The State of Alabama recently sent a letter to a Mobile woman who died in 1999, inviting her to register to vote in the upcoming November elections. The story was first reported by south Alabama Fox affiliate WALA earlier this week, and subsequently picked up by Yellowhammer News.

Since then, Yellowhammer has received numerous emails from readers saying that this was not an isolated incident, including the handful pasted below.

From a reader named Carolyn:

My mother passed away in 2006 and she received an Alabama Mail-in Voter Registration Form on Monday. I called the SOS division of elections and got the same story you featured about this problem.

I am sick and tired of feeling like my vote doesn’t count when voter fraud is able to wipe it out with one illegal vote.

I know the system isn’t perfect but there is no excuse for soliciting people to sign up using the driver’s license bureau records when they are not purged when a person dies.

This attempt to register voters is flawed, expensive and will no doubt result in voter fraud.

From a reader named Tammy:

Please spread the word to officials. They need a way to check someone’s citizenship. Just because someone has a license does not mean they can vote. My husband received an application to register to vote in the mail. He is a permanent resident alien NOT a US Citizen.

I wonder how many illegal’s or non citizens will take the opportunity and go on line and register anyway.

From a reader named Joyce:

I just read in one of your articles about the person who received a request for voter registration for a dead person. I also received the same letter sent to my husband, [name redacted], for a voter registration. He also passed away three years ago in 2013. I didn’t know if I should do anything about it or not.

From a reader named Clarence:

My wife died in 2011 but she recently received a mail-in voter registration form from the State of Alabama, just like the one you mentioned in your story. Just passing along word that it was not a one-time thing.

From a reader named Lilly:

I have a friend who is a legal alien–NOT an illegal alien–and we were laughing recently about the government inviting her to vote in our elections. Our own government asking people who aren’t allowed to vote to vote?! No wonder everyone believes the elections are rigged.

WALA reported Bob Grip brought the issue to the attention of Alabama Secretary of State John Merrill, who said his office is engaging in a large scale voter registration drive that relies on the Alabama Law Enforcement Agency’s Driver’s License database.
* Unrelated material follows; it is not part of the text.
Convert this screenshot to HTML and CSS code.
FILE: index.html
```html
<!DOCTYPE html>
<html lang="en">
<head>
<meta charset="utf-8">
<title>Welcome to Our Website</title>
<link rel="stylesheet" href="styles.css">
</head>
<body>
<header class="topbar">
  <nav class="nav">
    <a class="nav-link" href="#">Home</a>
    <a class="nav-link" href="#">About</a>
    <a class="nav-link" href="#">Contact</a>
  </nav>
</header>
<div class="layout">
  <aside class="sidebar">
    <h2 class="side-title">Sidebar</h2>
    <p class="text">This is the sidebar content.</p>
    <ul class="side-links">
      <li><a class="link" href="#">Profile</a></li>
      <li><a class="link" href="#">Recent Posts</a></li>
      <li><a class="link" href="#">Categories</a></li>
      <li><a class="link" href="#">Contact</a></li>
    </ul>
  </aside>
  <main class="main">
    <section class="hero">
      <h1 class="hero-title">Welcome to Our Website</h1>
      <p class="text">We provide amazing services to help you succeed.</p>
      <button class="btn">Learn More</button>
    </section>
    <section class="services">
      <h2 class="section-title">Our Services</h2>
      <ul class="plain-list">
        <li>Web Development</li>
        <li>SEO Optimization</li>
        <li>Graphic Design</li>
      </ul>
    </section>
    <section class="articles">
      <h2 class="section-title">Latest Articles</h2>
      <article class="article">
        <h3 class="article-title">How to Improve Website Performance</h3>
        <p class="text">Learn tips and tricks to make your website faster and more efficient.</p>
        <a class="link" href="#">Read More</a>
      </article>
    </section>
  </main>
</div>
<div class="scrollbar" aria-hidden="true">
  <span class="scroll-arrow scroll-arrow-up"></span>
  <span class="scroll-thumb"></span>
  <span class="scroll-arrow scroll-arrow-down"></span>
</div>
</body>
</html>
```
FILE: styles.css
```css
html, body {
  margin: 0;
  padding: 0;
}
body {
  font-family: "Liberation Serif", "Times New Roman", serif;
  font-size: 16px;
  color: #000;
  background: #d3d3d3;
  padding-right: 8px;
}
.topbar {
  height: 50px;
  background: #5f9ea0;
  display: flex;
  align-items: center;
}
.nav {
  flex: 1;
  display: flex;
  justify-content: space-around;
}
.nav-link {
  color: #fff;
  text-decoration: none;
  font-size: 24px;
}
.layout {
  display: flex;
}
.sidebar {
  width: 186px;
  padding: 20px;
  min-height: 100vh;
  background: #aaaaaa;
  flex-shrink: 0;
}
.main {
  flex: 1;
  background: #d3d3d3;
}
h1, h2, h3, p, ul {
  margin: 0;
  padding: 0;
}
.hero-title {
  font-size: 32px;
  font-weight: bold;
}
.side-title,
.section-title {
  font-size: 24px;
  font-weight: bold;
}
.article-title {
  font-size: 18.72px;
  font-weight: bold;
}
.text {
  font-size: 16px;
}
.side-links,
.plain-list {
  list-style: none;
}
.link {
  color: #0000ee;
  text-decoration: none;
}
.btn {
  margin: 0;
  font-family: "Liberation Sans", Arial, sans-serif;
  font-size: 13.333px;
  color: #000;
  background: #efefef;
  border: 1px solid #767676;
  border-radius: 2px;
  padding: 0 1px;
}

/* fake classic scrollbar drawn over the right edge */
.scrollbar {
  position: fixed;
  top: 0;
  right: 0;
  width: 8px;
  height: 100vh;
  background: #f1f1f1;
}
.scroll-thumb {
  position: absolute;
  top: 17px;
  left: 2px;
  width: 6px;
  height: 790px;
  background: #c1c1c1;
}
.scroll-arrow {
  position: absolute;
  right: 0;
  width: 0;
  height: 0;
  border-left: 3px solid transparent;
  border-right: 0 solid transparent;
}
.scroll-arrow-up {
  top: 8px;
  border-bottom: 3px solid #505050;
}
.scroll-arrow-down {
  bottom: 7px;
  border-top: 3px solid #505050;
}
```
“My office is undertaking a project to identify a large number of Alabamians that are eligible but unregistered to vote,” Merrill explained. “This project utilizes our voter registration information and compares it against a database of Alabamians with a Driver’s License. This allows us to see anyone that would already had a license but may not have previously had the opportunity to register to vote. I apologize for any confusion that this may have caused for your viewer but if you would have them forward the name and address of the individual, we will make sure we identify her to the Alabama Law Enforcement Agency so they can update their records.”
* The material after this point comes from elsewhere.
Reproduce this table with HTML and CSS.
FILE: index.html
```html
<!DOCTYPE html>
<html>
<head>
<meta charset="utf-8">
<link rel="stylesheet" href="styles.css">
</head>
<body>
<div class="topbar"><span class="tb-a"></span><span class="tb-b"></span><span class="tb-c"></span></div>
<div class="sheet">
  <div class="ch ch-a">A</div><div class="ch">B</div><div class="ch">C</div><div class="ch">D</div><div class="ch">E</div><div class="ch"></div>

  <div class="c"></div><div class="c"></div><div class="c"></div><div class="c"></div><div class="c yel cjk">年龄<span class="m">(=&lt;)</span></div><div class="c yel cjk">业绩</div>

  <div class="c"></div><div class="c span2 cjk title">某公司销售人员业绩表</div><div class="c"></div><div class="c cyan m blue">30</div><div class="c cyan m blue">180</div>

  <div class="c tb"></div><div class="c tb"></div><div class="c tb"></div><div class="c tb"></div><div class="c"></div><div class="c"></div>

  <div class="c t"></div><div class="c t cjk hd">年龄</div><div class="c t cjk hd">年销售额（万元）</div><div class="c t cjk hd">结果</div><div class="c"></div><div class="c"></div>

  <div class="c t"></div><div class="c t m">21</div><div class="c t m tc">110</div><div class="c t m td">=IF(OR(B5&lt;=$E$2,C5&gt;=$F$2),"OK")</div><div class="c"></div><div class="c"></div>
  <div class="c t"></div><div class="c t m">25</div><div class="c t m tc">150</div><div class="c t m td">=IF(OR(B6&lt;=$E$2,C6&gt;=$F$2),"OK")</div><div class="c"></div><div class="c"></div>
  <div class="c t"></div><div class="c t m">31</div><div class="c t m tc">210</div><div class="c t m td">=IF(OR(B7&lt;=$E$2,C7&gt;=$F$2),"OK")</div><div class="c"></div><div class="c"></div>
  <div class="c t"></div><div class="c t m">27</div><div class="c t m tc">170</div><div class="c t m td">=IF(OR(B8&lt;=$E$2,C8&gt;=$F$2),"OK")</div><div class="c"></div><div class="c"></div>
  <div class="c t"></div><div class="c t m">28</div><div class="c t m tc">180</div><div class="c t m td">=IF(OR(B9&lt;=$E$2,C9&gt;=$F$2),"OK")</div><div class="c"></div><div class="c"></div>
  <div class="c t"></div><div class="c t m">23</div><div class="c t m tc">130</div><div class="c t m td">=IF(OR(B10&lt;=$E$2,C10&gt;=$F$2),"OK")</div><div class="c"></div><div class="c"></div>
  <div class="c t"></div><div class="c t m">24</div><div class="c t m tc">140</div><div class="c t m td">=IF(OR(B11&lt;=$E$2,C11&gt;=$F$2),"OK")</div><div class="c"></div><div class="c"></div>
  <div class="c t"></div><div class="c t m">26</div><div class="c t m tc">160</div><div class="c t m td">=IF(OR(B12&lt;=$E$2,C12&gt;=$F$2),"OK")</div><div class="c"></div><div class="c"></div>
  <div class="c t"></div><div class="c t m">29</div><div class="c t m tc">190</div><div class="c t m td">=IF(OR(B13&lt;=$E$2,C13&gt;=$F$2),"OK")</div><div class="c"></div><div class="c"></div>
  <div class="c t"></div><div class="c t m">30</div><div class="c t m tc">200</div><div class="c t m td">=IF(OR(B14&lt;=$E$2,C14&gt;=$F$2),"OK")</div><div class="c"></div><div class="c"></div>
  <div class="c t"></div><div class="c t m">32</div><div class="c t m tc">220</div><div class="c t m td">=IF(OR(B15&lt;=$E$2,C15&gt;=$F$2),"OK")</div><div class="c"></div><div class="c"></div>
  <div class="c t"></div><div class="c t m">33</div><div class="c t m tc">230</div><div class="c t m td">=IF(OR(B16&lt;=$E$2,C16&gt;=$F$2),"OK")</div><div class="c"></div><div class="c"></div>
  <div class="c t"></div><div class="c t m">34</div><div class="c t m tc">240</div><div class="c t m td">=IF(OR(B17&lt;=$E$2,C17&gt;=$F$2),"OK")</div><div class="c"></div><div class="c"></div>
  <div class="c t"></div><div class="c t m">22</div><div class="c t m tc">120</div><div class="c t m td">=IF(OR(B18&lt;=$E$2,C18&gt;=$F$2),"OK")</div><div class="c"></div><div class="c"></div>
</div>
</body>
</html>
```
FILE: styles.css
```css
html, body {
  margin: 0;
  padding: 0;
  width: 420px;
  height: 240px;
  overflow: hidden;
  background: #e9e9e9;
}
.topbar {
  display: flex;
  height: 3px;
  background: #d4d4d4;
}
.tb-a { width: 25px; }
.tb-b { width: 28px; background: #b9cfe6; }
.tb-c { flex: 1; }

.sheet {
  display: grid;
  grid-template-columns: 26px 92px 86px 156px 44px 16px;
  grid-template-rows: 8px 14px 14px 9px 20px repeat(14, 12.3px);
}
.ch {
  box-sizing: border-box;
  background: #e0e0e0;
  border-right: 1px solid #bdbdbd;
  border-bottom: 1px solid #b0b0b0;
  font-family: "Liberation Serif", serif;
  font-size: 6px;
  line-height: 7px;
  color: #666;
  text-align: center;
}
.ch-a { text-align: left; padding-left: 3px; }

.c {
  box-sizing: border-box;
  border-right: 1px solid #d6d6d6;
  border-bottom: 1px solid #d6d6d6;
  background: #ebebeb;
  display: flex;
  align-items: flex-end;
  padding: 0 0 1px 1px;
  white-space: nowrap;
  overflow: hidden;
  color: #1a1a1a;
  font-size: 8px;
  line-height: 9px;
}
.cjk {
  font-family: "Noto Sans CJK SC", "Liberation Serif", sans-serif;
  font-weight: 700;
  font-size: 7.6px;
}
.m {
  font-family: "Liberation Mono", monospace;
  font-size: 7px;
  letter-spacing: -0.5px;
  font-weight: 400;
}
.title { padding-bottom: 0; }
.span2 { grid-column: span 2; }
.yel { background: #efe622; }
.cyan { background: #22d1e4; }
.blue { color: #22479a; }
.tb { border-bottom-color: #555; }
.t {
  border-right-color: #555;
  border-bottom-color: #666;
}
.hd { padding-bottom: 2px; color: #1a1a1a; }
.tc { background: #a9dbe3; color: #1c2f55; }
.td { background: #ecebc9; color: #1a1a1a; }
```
During the 2011 Regular Legislative Session Governor Robert Bentley (R-Ala.) signed a voter ID law that went into full effect for the 2014 primary elections. Act 2011-673 requires an Alabama voter to have a specific type of photo identification at the polls in order to vote. Since that time, Democrats across the country have decried the law as “racist” and “hateful”.

The 2016 Democratic Party platform declares, “we will continue to fight against discriminatory voter identification laws, which disproportionately burden young voters, diverse communities, people of color, low income families, people with disabilities, the elderly, and women.”

The Party did, however, require delegates to the Democratic National Committee to show photo ID before they were allowed to vote.

In an October 2015 visit to Hoover, Hillary Clinton slammed Alabama Republicans for requiring proof of citizenship to vote and for shuttering driver’s license offices in the wake of state budget cuts. The Democratic presidential nominee insisted that both issues were examples of Republicans trying to return Alabama to its Jim Crow past.

RELATED: Bentley and Clinton spar over whether Alabama Republicans are racists

“We have to defend the most fundamental right in our democracy, the right to vote,” she said. “No one in this state, no one, should ever forget the history that enabled generations of people left out and left behind to finally be able to vote.”

Before that, Vice President Joe Biden chided supporters of voter ID laws in light of liberal defeat in the Supreme Court case of Shelby County v. Holder which stemmed from a legal challenge in Alabama. “These guys never go away,” Biden said. “Hatred never, never goes away. The zealotry of those who wish to limit the franchise cannot be smothered by reason.”

RELATED: Biden: There’s ‘hatred’ behind Alabama’s photo voter ID law

Shelby County, Ala. sued the U.S. Attorney General in 2011 claiming that portions of the Voting Rights Act of 1965 were unconstitutional. The U.S. Supreme Court ruled by a 5-to-4 vote that the formula used to determine which areas were subjected to pre-clearance was unconstitutional, effectively gutting that portion of the law.

“Alabama has made tremendous progress over the past 50 years, and this decision by the U.S. Supreme Court recognizes that progress,” Alabama Gov. Robert Bentley said at the time. “We will not tolerate discrimination in Alabama.”

Despite calls of racism, Alabama’s implementation of the voter ID law does not seem to have suppressed turnout.

There are currently at least 10 different types of ID that are acceptable to use at the polls (including a driver’s license) and the Secretary of State’s office also offers free Alabama photo voter ID cards and free non-driver IDs for purposes of voting.